Le postulat prétendument fantastique s’étiole rapidement. Si les messages qu’elle reçoit du futur lui indiquent les événements qui l’attendent (son fils, Harrison, va-t-il vraiment devoir vivre sous la férule de sa grand-mère paternelle ? ; son mari va-t-il vraiment parvenir à manipuler les rouages de la justice pour s’en sortir à bon compte ?), on peut douter de la vraisemblance de ceux-ci. En effet, les messages sont écrits – principalement sur Facebook mais également vie des posts plus personnalisés – par des proches de l’héroïne (son père, des amies,…).
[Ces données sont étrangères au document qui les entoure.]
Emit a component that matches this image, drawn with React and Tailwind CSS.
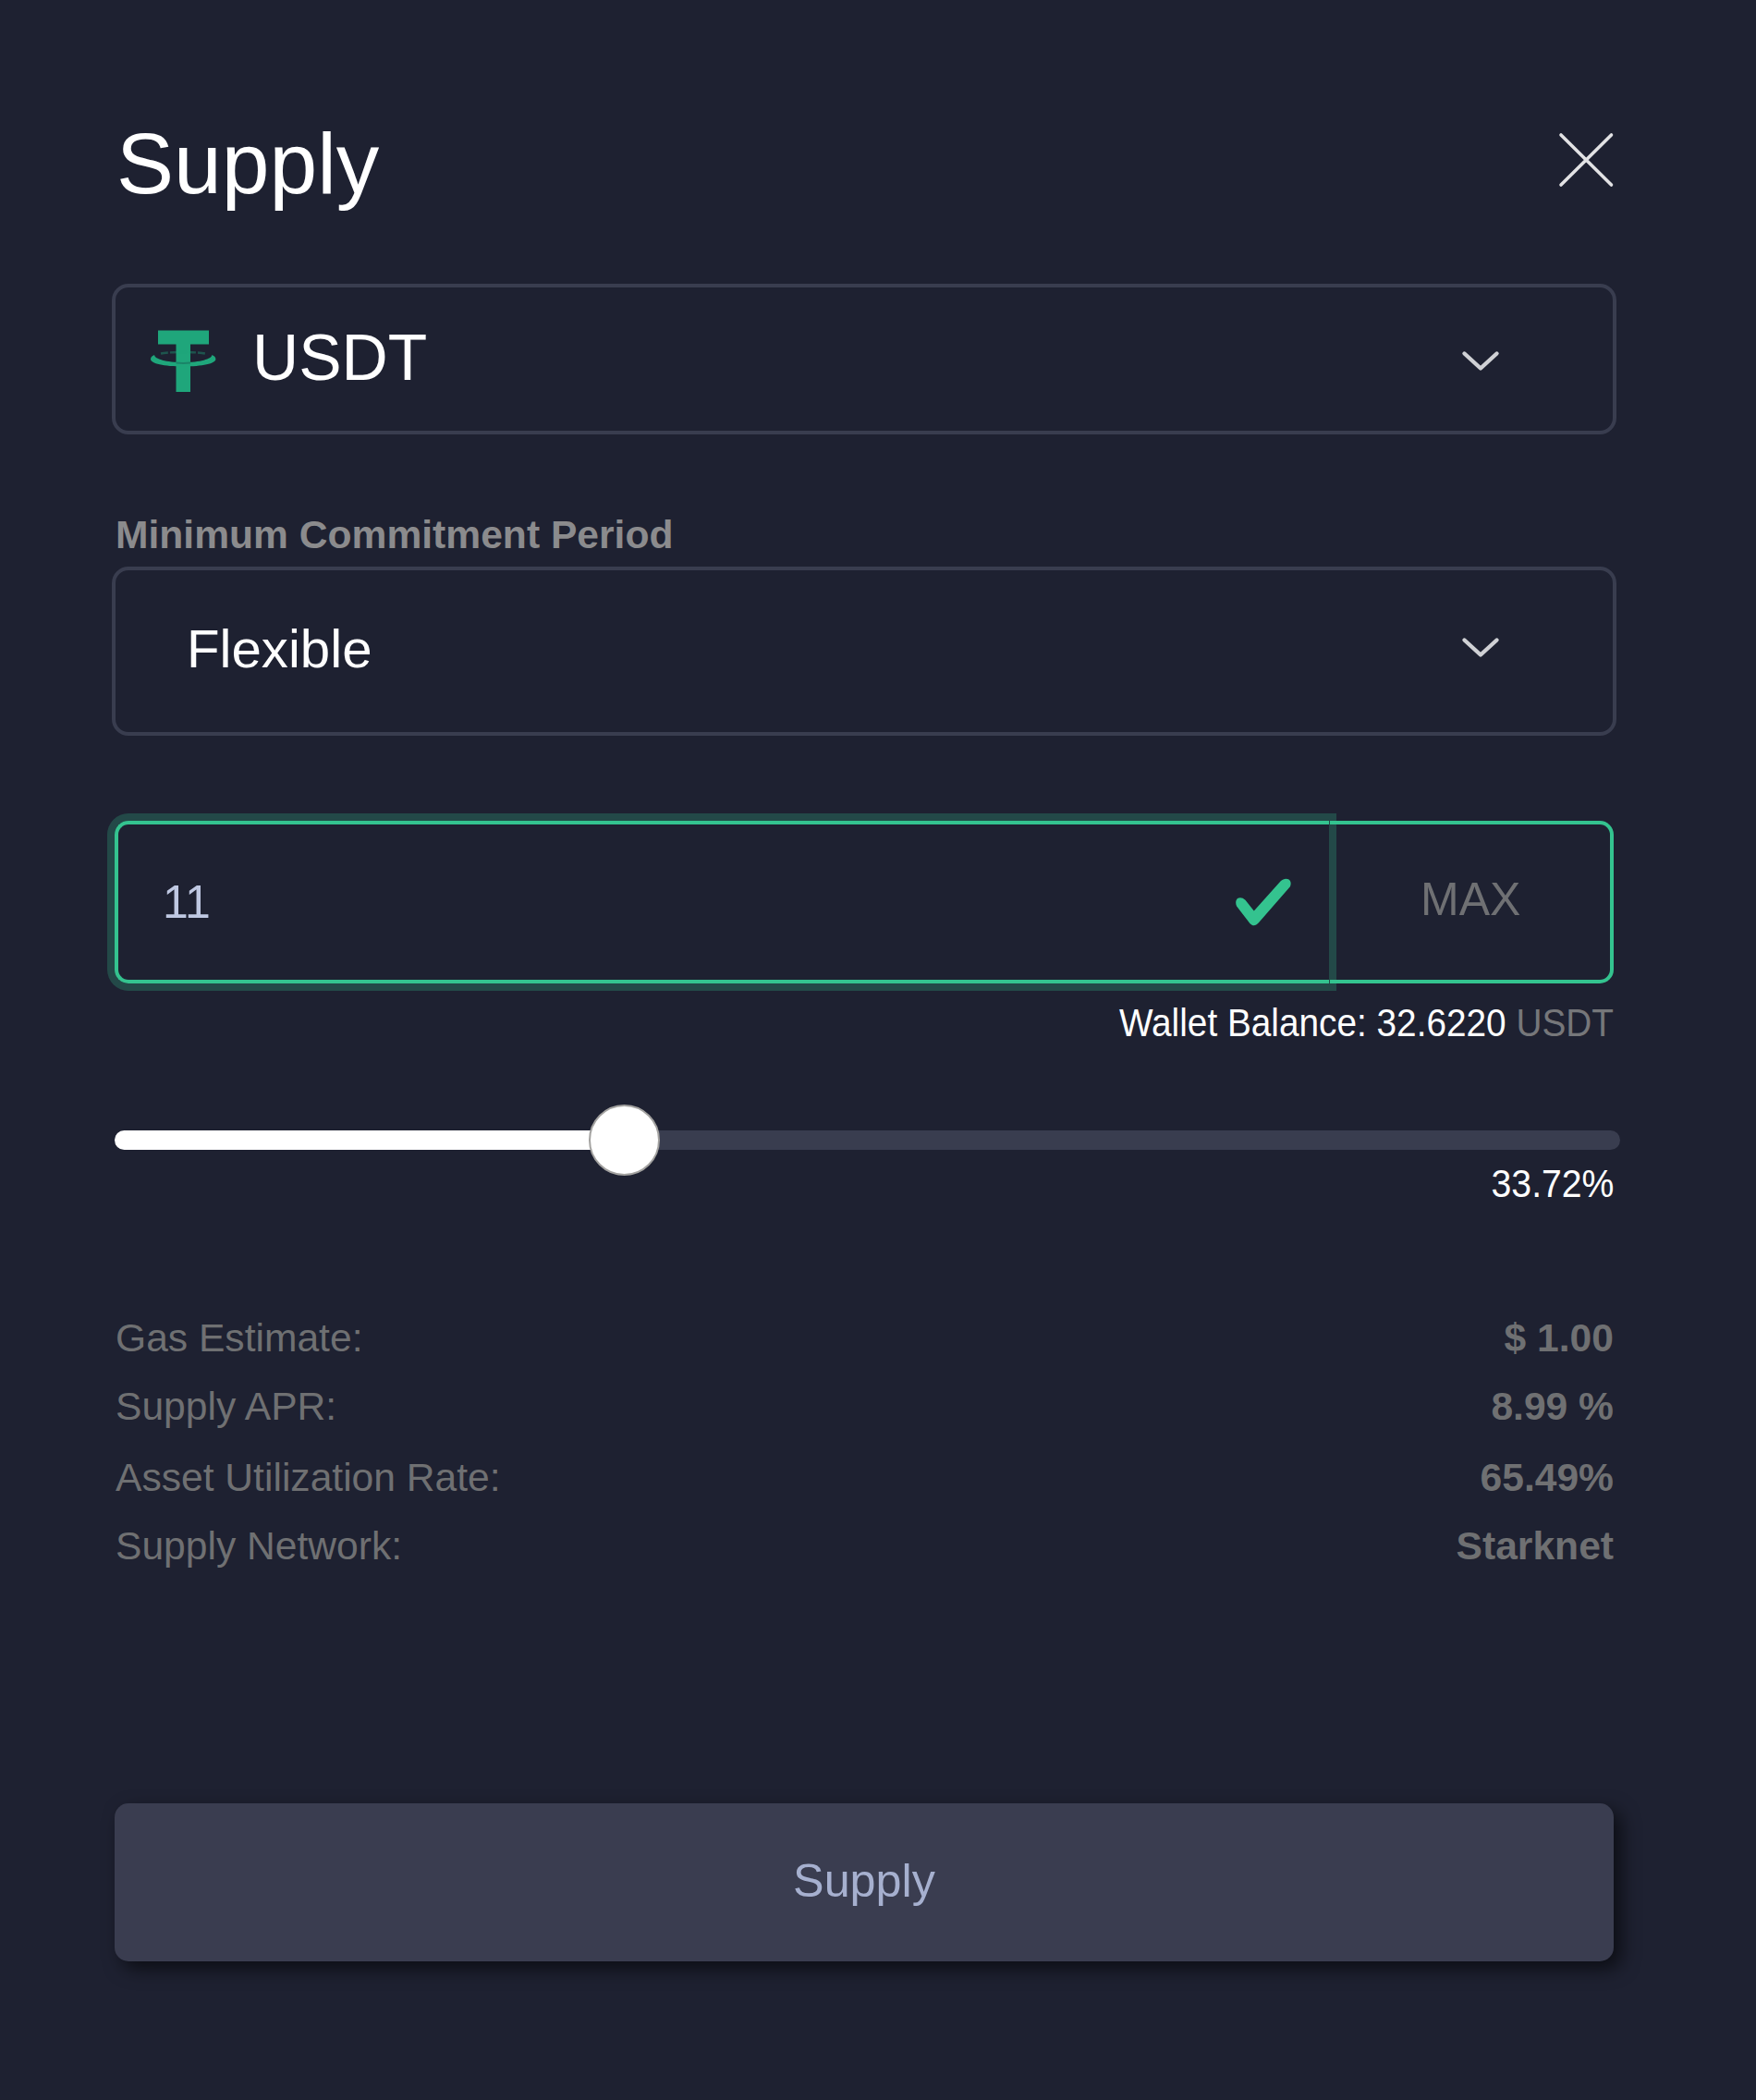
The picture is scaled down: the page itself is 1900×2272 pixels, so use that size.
import React from "react";

function CloseIcon() {
  return (
    <svg className="h-[62px] w-[62px]" viewBox="0 0 62 62" fill="none" stroke="#e2e2e4" strokeWidth="3.6" strokeLinecap="round">
      <path d="M4 4 58.500 58M58.500 4 4 58" />
    </svg>
  );
}

function ChevronIcon() {
  return (
    <svg className="h-[24px] w-[44px]" viewBox="0 0 44 24" fill="none" stroke="#d0d1d5" strokeWidth="4.4" strokeLinecap="round" strokeLinejoin="round">
      <path d="M4.500 4.500 22 20.500 39.500 4.500" />
    </svg>
  );
}

function TetherIcon() {
  return (
    <svg className="h-[72px] w-[74px]" viewBox="0 0 74 72" fill="none">
      <path d="M9 4.500h55v15H44v51.500H28.500V19.500H9z" fill="#1fa67b" />
      <path d="M12 29.500C22 27.500 50 27.500 60 29.500" stroke="#1fa67b" strokeWidth="2.4" strokeOpacity="0.4" strokeDasharray="8 2" />
      <path
        d="M5 31c-2.800 1.200-4 2.700-4 4.500 0 4.800 14.500 8 35.200 8s35.200-3.200 35.200-8c0-1.800-1.200-3.300-4-4.500-.6 4.500-12.500 8-31.200 8S5.600 35.500 5 31z"
        fill="#1fa67b"
      />
      <path d="M28.500 39.600q7.700.8 15.500 0" stroke="#1b8468" strokeWidth="2" />
    </svg>
  );
}

function CheckIcon() {
  return (
    <svg className="h-[68px] w-[68px]" viewBox="0 0 8 8" fill="#34c38f">
      <path d="M2.3 6.73.6 4.53c-.4-1.04.46-1.4 1.1-.8l1.1 1.4 3.4-3.8c.6-.63 1.6-.27 1.2.7l-4 4.6c-.43.5-.8.4-1.1.1z" />
    </svg>
  );
}

const details = [
  { label: "Gas Estimate:", value: "$ 1.00", row: "mb-[26px]" },
  { label: "Supply APR:", value: "8.99 %", row: "mb-[29px]" },
  { label: "Asset Utilization Rate:", value: "65.49%", row: "mb-[26px]" },
  { label: "Supply Network:", value: "Starknet", row: "" },
];

export default function App() {
  return (
    <main className="flex h-[2272px] w-[1900px] flex-col bg-[#1e2131] pt-[130px] pr-[151px] pl-[121px] font-['Liberation_Sans',Arial,sans-serif] text-white">
      <header className="flex h-[96px] items-start justify-between pr-[2px] pl-[5px]">
        <h1 className="-mt-px text-[93px] leading-[96px]">Supply</h1>
        <button className="mt-[12px]" aria-label="Close">
          <CloseIcon />
        </button>
      </header>

      <div className="mt-[81px] flex h-[163px] items-center rounded-[18px] border-4 border-[#393d4f] pr-[121px] pl-[37px]">
        <TetherIcon />
        <span className="-mt-[4px] ml-[37px] text-[69.500px] leading-[80px]">USDT</span>
        <span className="mt-[2px] ml-auto">
          <ChevronIcon />
        </span>
      </div>

      <label className="mt-[84px] pl-[4px] text-[42.600px] leading-[48px] font-bold text-[#8b8b8d]">
        Minimum Commitment Period
      </label>
      <div className="mt-[11px] flex h-[183px] items-center rounded-[18px] border-4 border-[#393d4f] pr-[121px] pl-[77px]">
        <span className="-mt-[6px] text-[58.200px] leading-[64px]">Flexible</span>
        <span className="-mt-[10px] ml-auto">
          <ChevronIcon />
        </span>
      </div>

      <div className="mt-[92px] mr-[3px] ml-[3px] flex h-[176px]">
        <div className="flex w-[1314px] items-center justify-between rounded-l-[15px] border-y-4 border-l-4 border-[#34c38f] pr-[37px] pl-[48px] shadow-[0_0_0_8px_rgba(52,195,143,0.25)]">
          <span className="text-[50px] leading-[56px] text-[#bfc8e2]">11</span>
          <CheckIcon />
        </div>
        <div className="relative ml-px flex flex-1 items-center rounded-r-[15px] border-y-4 border-r-4 border-[#34c38f] pl-[98px]">
          <span className="-mt-[7px] text-[50px] leading-[56px] text-[#6f7073]">MAX</span>
        </div>
      </div>

      <div className="mt-[18px] mr-[3px] flex justify-end">
        <p className="origin-right scale-x-[0.91] text-[42.600px] leading-[48px] whitespace-pre">
          Wallet Balance: 32.6220 <span className="text-[#76777a]">USDT</span>
        </p>
      </div>

      <div className="relative mt-[93px] mr-[-4px] ml-[3px] h-[21px] rounded-full bg-[#393d4f]">
        <div className="h-full w-[552px] rounded-l-full bg-white" />
        <div className="absolute top-[-28px] left-[513px] h-[77px] w-[77px] rounded-full border-2 border-[#a3a2a0] bg-white" />
      </div>

      <div className="mt-[12px] mr-[3px] flex justify-end">
        <span className="origin-right scale-x-[0.92] text-[42.600px] leading-[48px]">33.72%</span>
      </div>

      <dl className="mt-[119px] mr-[3px] ml-[4px] flex flex-col text-[42.600px] leading-[48px] text-[#6f7072]">
        {details.map((d) => (
          <div key={d.label} className={`flex justify-between ${d.row}`}>
            <dt>{d.label}</dt>
            <dd className="font-bold">{d.value}</dd>
          </div>
        ))}
      </dl>

      <button className="mt-[255px] mr-[3px] ml-[3px] h-[171px] shrink-0 rounded-[15px] bg-[#3a3d50] pb-[4px] text-[50.300px] leading-[56px] text-[#a6b0cf] shadow-[8px_8px_20px_rgba(0,0,0,0.6)]">
        Supply
      </button>
    </main>
  );
}
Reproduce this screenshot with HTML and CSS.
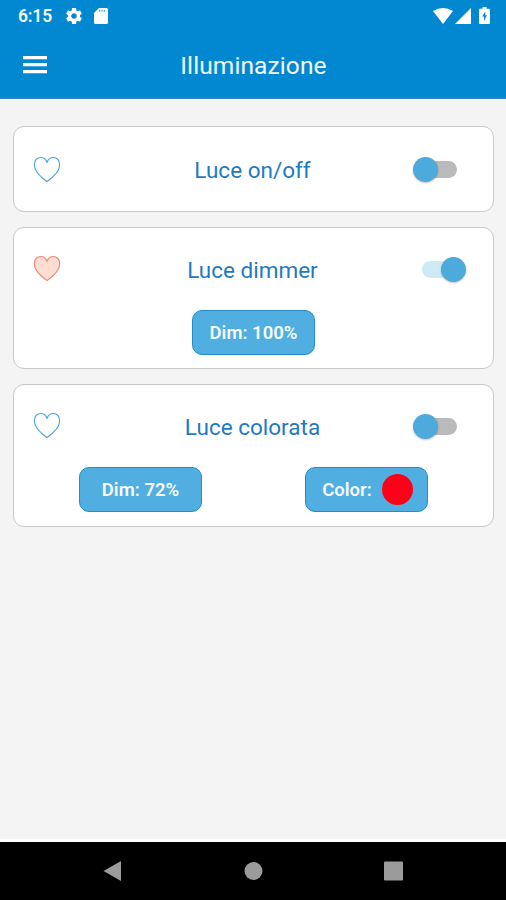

Mais qui prendrait la peine de verser sur la Toile des messages destinées à une morte ? Qu’est-ce qui peut justifier ce besoin de communication post-mortem ?
Ici, ce concept sert principalement à faire avancer l’intrigue, point barre. Et le procédé apparaît rapidement poussif.

Prolongation pédagogique

L’annexe finale au livre explique les raisons qui ont poussé l’auteure à entreprendre la rédaction de ce texte ; c’est aussi l’occasion de donner les coordonnées de quelques associations versées dans la défense des femmes battues, prouvant le leitmotiv fondateur d’un roman qui ne fait cependant qu’effleurer le sujet (le temps de quelques comportements bizarres et de quelques baffes bien senties – encore un effet de la caricaturisation ambiante).
Si, personnellement, et à l’instar de Sacha Guitry, je suis “contre les femmes…tout contre”, et que je honnisse toute violence exercée envers la gent féminine, je ne peux cependant pas prêter au livre de Linda Green l’auréole de livre indispensable.
Eric Albert

1 Commentaire. Leave new

  • Michèle Bastin
    3 septembre 2020 9 h 16 min

    J’ai acheté ce livre pour ma bibliothèque et l’ai encodé en adulte. Après l’avoir lu, je me demande maintenant si je ne devrais pas le reclasser en « 15+ ». L’intrigue, si elle est attirante au début, est cousue de fil blanc et l’on comprend très vite ce qui va se passer. Et, en effet, le prétexte de la problématique de la violence conjugale n’excuse pas la pauvreté de la construction du récit.